• _To be done_:
Every line below that mentions the word "image" should be copied out.

______

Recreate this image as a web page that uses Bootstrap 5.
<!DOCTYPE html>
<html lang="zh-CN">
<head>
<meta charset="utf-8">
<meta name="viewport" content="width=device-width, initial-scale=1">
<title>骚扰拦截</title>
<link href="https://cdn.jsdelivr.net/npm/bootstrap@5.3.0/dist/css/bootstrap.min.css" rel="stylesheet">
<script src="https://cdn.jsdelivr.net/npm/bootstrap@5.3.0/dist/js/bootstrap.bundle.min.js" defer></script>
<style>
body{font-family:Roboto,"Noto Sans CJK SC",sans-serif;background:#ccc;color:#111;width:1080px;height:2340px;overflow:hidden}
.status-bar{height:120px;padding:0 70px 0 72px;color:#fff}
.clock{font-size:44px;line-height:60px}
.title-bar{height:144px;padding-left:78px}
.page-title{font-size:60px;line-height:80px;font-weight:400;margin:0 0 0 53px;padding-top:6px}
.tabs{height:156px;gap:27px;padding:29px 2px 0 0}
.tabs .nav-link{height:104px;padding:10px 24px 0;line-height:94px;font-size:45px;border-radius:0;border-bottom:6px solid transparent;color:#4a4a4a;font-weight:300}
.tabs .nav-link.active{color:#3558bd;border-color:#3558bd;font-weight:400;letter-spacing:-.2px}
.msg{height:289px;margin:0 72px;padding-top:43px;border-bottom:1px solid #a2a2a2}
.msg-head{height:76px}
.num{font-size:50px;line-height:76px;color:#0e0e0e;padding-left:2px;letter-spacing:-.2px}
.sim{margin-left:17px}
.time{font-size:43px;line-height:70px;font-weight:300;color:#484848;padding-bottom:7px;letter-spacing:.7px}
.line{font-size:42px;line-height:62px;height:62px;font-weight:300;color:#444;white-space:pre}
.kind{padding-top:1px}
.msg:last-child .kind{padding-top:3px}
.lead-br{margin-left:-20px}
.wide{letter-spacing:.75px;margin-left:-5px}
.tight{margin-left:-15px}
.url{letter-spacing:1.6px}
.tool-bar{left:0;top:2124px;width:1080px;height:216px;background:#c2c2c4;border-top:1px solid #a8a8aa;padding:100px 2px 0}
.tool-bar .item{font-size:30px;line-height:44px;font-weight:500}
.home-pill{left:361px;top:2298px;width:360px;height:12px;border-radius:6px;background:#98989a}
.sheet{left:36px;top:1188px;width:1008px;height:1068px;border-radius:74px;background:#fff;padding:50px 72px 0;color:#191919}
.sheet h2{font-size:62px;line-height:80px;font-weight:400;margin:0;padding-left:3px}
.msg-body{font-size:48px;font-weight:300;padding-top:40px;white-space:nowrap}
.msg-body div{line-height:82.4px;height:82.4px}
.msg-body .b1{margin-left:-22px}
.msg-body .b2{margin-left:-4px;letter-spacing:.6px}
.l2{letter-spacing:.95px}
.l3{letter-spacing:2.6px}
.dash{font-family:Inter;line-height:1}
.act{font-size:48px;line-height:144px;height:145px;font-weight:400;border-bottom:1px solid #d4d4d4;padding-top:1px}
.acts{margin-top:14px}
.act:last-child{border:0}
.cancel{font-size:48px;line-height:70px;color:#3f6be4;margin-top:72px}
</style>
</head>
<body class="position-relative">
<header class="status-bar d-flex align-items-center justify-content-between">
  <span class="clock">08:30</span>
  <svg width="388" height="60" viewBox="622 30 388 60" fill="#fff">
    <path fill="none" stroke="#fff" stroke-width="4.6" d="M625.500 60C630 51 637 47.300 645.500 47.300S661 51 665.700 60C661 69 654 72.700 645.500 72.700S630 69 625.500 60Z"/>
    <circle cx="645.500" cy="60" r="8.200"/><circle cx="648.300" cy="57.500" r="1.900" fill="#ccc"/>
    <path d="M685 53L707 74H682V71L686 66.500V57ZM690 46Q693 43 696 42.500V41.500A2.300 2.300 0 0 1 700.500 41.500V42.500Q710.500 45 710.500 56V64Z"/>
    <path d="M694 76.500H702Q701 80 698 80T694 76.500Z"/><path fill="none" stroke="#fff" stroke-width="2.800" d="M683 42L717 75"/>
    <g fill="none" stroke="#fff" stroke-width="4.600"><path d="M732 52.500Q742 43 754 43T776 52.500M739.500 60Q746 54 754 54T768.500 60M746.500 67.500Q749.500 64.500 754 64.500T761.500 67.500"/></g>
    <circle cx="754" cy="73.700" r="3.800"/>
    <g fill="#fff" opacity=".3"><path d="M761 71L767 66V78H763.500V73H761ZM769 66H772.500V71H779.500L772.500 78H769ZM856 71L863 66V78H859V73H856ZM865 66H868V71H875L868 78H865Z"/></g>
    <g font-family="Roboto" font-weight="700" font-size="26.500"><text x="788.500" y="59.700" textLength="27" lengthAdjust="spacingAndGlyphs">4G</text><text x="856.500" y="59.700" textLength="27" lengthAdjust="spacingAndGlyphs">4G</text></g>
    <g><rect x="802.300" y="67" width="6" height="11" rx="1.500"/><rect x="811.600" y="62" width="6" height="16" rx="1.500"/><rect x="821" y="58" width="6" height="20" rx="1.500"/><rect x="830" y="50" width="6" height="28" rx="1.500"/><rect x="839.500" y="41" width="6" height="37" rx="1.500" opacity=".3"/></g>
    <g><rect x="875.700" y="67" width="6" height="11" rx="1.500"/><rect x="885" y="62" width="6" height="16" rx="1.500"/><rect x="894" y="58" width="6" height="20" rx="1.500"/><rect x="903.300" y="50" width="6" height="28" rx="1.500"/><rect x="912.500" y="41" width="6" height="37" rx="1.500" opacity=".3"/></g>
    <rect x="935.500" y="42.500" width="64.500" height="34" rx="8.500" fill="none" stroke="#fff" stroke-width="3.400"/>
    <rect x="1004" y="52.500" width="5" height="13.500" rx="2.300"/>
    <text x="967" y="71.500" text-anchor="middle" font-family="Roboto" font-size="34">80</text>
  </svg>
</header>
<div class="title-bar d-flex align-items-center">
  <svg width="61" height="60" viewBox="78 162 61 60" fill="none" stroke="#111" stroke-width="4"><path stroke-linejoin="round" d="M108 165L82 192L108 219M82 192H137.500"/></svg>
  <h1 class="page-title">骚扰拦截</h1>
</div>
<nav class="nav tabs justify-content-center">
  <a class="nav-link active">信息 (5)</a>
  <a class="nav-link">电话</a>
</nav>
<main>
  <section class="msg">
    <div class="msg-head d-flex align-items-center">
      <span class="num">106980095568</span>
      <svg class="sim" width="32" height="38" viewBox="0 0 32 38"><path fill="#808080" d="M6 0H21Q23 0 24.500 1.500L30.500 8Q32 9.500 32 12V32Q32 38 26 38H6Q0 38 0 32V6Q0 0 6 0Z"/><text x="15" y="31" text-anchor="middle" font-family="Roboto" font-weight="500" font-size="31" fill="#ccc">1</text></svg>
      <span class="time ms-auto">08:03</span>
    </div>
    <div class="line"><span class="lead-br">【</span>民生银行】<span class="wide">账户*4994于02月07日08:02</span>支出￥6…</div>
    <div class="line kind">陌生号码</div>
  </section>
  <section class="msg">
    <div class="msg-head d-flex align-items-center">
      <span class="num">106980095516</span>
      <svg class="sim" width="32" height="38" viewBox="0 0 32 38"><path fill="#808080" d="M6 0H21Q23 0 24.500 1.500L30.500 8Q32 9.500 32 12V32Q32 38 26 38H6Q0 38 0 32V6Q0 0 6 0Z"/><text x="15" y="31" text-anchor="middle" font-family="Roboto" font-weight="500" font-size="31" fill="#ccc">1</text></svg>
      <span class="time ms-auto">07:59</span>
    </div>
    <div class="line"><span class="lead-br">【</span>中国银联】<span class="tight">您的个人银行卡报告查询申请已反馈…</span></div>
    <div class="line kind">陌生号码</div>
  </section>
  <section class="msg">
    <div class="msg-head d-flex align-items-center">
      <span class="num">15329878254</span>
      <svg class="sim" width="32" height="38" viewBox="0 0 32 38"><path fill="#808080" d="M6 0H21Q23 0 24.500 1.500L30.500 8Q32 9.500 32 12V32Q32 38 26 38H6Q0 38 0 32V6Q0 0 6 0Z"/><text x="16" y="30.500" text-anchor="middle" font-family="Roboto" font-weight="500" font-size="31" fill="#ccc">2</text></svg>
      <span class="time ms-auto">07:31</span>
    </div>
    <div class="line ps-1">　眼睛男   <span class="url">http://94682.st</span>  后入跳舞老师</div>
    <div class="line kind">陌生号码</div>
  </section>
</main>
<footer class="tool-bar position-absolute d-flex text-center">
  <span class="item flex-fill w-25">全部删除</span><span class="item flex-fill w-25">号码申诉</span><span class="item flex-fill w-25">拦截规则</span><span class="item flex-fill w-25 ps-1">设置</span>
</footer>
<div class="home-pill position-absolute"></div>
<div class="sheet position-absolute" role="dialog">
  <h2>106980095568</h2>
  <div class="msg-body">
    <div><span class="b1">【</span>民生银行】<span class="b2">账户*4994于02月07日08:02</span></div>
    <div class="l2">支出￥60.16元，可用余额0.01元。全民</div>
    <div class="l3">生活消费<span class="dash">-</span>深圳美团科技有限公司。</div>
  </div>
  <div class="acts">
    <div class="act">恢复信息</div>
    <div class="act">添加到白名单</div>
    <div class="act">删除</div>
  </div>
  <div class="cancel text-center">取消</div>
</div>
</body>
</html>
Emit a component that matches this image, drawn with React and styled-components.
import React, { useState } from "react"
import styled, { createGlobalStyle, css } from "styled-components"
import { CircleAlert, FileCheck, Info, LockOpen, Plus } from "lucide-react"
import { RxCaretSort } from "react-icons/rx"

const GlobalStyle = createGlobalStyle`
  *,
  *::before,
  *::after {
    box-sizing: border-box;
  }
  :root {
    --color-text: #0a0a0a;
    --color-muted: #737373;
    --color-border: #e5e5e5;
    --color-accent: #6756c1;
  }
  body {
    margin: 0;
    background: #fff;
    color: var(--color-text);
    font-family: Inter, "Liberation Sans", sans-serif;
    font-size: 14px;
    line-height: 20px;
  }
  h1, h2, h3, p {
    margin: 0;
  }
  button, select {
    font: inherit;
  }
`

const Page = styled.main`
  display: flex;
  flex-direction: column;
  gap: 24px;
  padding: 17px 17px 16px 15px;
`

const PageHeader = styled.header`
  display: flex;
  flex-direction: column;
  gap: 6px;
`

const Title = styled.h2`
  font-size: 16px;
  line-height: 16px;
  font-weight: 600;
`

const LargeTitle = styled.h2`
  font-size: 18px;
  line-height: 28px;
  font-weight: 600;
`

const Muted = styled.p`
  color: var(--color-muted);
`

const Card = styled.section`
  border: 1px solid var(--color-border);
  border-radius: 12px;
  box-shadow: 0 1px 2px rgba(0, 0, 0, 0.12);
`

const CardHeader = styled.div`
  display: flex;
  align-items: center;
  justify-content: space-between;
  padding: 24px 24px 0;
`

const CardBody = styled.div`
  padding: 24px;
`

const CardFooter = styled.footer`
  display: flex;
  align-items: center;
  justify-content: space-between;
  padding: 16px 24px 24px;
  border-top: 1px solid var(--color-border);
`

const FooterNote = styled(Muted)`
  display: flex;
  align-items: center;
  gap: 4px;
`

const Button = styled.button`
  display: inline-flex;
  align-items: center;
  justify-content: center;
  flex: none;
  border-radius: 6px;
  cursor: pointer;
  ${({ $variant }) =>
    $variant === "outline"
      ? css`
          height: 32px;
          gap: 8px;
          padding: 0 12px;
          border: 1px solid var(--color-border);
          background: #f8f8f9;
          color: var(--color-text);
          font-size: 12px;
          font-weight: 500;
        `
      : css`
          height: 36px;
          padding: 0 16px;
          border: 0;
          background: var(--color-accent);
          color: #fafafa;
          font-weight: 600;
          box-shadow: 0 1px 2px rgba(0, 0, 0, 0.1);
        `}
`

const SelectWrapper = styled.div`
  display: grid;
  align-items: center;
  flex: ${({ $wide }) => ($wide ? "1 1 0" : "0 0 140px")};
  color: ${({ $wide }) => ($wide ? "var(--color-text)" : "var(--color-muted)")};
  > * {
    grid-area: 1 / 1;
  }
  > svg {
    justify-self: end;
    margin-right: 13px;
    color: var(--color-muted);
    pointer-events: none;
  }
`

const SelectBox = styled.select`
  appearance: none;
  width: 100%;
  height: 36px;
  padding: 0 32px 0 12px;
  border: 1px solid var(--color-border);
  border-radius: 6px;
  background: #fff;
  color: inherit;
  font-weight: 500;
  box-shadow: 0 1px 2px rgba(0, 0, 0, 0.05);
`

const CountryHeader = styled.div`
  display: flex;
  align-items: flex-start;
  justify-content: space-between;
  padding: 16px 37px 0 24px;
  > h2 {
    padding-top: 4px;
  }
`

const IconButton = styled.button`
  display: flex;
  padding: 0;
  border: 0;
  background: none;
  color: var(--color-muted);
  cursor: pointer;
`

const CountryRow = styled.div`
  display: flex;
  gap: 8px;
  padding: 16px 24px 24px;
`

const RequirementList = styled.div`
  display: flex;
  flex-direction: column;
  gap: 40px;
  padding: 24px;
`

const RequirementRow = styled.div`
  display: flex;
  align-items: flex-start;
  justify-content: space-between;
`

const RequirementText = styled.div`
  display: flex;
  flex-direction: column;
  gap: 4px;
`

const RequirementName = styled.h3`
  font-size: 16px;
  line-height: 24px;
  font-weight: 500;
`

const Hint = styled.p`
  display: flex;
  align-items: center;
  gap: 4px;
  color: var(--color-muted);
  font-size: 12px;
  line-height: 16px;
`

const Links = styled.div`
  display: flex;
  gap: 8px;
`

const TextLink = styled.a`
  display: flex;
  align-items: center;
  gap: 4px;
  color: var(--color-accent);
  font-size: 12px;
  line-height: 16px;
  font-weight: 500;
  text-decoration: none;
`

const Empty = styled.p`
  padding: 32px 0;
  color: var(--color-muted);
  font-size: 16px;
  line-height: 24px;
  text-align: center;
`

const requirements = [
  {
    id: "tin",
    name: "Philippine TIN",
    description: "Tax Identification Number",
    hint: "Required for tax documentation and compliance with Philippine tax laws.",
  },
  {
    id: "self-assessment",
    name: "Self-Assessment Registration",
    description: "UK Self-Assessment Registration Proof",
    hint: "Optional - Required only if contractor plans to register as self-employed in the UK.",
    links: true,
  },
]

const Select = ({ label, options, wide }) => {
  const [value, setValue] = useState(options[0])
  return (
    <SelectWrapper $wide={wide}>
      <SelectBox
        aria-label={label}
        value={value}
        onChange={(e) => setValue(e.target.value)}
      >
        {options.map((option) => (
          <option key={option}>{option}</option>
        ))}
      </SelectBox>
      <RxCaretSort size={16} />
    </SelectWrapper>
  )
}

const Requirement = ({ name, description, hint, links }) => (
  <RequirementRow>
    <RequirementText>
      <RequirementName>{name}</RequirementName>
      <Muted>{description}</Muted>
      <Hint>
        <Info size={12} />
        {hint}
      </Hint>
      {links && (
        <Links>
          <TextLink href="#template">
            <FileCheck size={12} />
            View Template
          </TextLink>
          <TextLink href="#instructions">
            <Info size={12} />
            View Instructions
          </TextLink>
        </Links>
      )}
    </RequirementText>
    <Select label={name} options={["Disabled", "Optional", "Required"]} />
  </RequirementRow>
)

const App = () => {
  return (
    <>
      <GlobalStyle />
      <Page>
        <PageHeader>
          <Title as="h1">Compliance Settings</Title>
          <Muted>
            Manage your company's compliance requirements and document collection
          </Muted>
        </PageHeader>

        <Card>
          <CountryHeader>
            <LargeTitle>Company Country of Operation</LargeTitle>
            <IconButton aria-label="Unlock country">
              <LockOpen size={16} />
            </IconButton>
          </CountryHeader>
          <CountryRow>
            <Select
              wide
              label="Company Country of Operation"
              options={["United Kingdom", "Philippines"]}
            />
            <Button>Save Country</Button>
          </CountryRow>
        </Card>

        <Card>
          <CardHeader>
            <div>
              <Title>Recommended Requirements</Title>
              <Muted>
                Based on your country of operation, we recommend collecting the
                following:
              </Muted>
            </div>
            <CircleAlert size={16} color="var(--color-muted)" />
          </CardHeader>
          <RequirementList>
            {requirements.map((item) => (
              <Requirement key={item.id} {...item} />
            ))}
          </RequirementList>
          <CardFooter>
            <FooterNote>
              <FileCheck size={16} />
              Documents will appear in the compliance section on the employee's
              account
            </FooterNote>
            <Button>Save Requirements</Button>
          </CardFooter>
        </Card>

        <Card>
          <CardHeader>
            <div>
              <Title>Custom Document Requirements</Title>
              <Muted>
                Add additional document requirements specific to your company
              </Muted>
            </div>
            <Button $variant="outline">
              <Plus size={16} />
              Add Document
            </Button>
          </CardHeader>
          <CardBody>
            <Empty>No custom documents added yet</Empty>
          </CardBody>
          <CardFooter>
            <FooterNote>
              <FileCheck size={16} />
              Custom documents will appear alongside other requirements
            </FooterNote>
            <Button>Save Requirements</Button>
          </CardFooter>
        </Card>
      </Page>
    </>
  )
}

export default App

______

• _The reply_:
Recreate this image as a web page that uses Bootstrap 5.
Emit a component that matches this image, drawn with React and styled-components.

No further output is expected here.